I decide to take this moment as a sign that I should get out of my slumber and out into the Prom. Andy gets some fishing gear together and we make tracks towards the beach to watch the sunset and for Andy to try his luck with the local marine life. After some serious barefoot rock climbing, we’re out on one of the headlands with a rod in the water and the sky turning a pinky purple colour. The mountains behind have become dark and broody and the whole scene is stunning. As the light fades I become a bit concerned about traversing the rocks in the dark and I convince myself that I’ll end up stranded on the headland overnight. I’m almost convinced that I’ll be waking up in the morning with a snake nibbling curiously on a limb until I notice that the tide has gone out far enough to make it possible to walk back across the sand instead of having to hone my rock-climbing skills in darkness.
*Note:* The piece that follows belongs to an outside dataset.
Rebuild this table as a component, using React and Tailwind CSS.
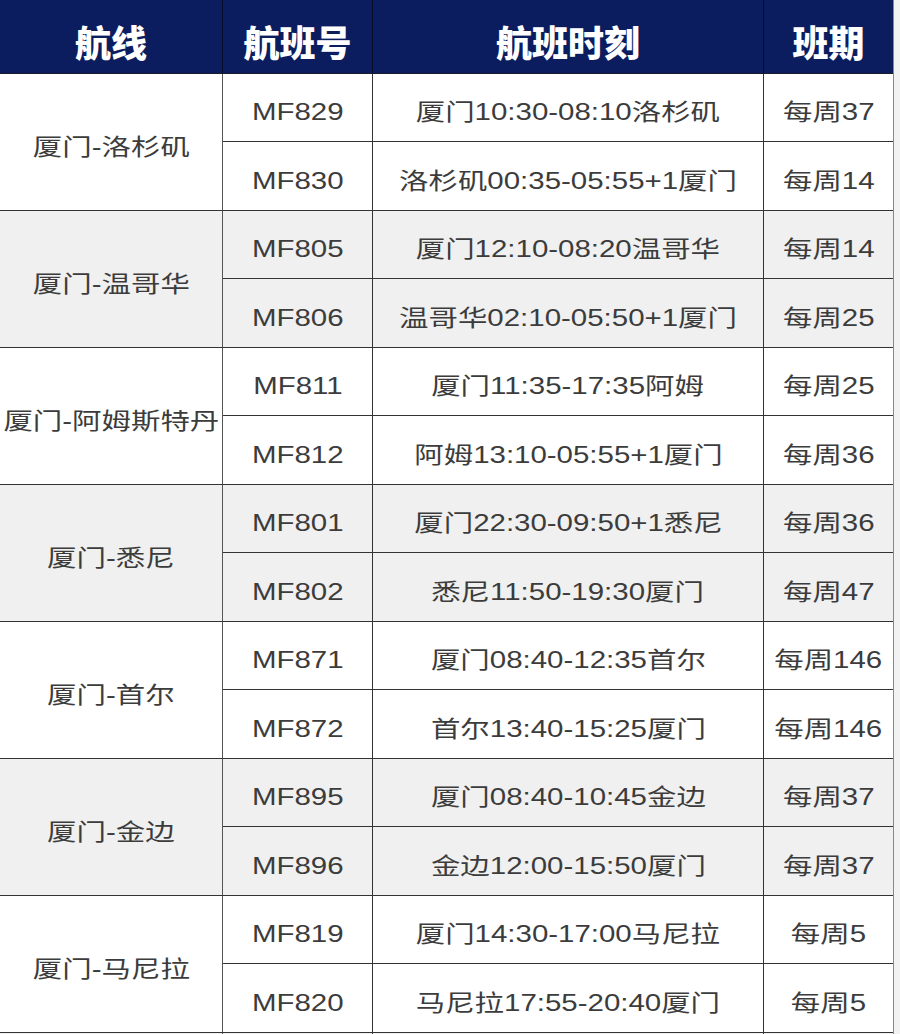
import React from "react";

const groups = [
  {
    route: "厦门-洛杉矶",
    rows: [
      ["MF829", "厦门10:30-08:10洛杉矶", "每周37"],
      ["MF830", "洛杉矶00:35-05:55+1厦门", "每周14"],
    ],
  },
  {
    route: "厦门-温哥华",
    rows: [
      ["MF805", "厦门12:10-08:20温哥华", "每周14"],
      ["MF806", "温哥华02:10-05:50+1厦门", "每周25"],
    ],
  },
  {
    route: "厦门-阿姆斯特丹",
    rows: [
      ["MF811", "厦门11:35-17:35阿姆", "每周25"],
      ["MF812", "阿姆13:10-05:55+1厦门", "每周36"],
    ],
  },
  {
    route: "厦门-悉尼",
    rows: [
      ["MF801", "厦门22:30-09:50+1悉尼", "每周36"],
      ["MF802", "悉尼11:50-19:30厦门", "每周47"],
    ],
  },
  {
    route: "厦门-首尔",
    rows: [
      ["MF871", "厦门08:40-12:35首尔", "每周146"],
      ["MF872", "首尔13:40-15:25厦门", "每周146"],
    ],
  },
  {
    route: "厦门-金边",
    rows: [
      ["MF895", "厦门08:40-10:45金边", "每周37"],
      ["MF896", "金边12:00-15:50厦门", "每周37"],
    ],
  },
  {
    route: "厦门-马尼拉",
    rows: [
      ["MF819", "厦门14:30-17:00马尼拉", "每周5"],
      ["MF820", "马尼拉17:55-20:40厦门", "每周5"],
    ],
  },
];

function T({ children }) {
  return (
    <span className="inline-block whitespace-nowrap scale-x-[1.28] text-[23px] leading-none text-[#3c3c3c]">
      {children}
    </span>
  );
}

export default function App() {
  return (
    <div
      className="w-[900px] h-[1034px] overflow-hidden bg-[#f2f2f2] flex"
      style={{ fontFamily: '"Liberation Sans", "Noto Sans CJK SC", sans-serif' }}
    >
      <div className="w-[894px] flex flex-col border-r border-[#888]">
        {/* header */}
        <div
          className="grid grid-cols-[223px_150px_391px_129px] h-[74px] bg-[#0b1d5e] border-b border-[#1a1a2a] text-white font-black text-[36px]"
          style={{ fontFamily: '"Noto Sans CJK SC", sans-serif' }}
        >
          <div className="flex items-center justify-center border-r border-[#050c2a] pt-[8px]">航线</div>
          <div className="flex items-center justify-center border-r border-[#050c2a] pt-[8px]">航班号</div>
          <div className="flex items-center justify-center border-r border-[#050c2a] pt-[8px]">航班时刻</div>
          <div className="flex items-center justify-center pt-[8px]">班期</div>
        </div>
        {groups.map((g, i) => (
          <div
            key={g.route}
            className={`grid grid-cols-[223px_150px_391px_129px] grid-rows-[68px_68px] border-b border-[#333] ${
              i % 2 === 1 ? "bg-[#f0f0f0]" : "bg-white"
            }`}
          >
            <div className="row-span-2 flex items-center justify-center border-r border-[#555] pt-[10px]">
              <T>{g.route}</T>
            </div>
            {g.rows.map((r, j) => (
              <React.Fragment key={r[0]}>
                <div
                  className={`flex items-center justify-center border-r border-[#333] pt-[10px] ${
                    j === 0 ? "border-b" : ""
                  }`}
                >
                  <T>{r[0]}</T>
                </div>
                <div
                  className={`flex items-center justify-center border-r border-[#333] pt-[10px] ${
                    j === 0 ? "border-b" : ""
                  }`}
                >
                  <T>{r[1]}</T>
                </div>
                <div
                  className={`flex items-center justify-center pt-[10px] ${
                    j === 0 ? "border-b border-[#333]" : ""
                  }`}
                >
                  <T>{r[2]}</T>
                </div>
              </React.Fragment>
            ))}
          </div>
        ))}
        <div className="grid grid-cols-[223px_150px_391px_129px] flex-1 bg-[#f0f0f0]">
          <div className="border-r border-[#555]"></div>
          <div className="border-r border-[#333]"></div>
          <div className="border-r border-[#333]"></div>
          <div></div>
        </div>
      </div>
    </div>
  );
}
We make it back to the campground and have to flee into the safety of the van as the mosquitoes attack in numbers. The night ends with the crossword unfinished.

The second and unfortunately final day in the Prom is a far more active one. We set off from Tidal River around midday and follow the 2.5km track across to Squeaky Beach. The trail still shows signs of the bushfires from a couple of years ago and seems a little devoid of wildlife. We see a couple of parrots perched in a tree, one of which sports an excellently ginger floppy Mohican, and one blue-tongued lizard sneaking through the undergrowth but other than that there’s little activity on the animal front. The views make up for this though and it’s spectacular looking down toward the bays and beaches. We clamber around the giant rocks at the southern end of the bay before walking the length of Squeaky beach. It’s the last surf beach I’ll be seeing in Australia for a while and I try to make the most of it. After taking in as much of the salty scene as possible, we retrace our steps back to Tidal River. There’s a monotonous 3 hour drive back to Melbourne ahead of us and the day is pushing on. It should be a sad moment when I catch my last glimpse of the bay but I know I’ll be back at some point. The Prom has that effect on you…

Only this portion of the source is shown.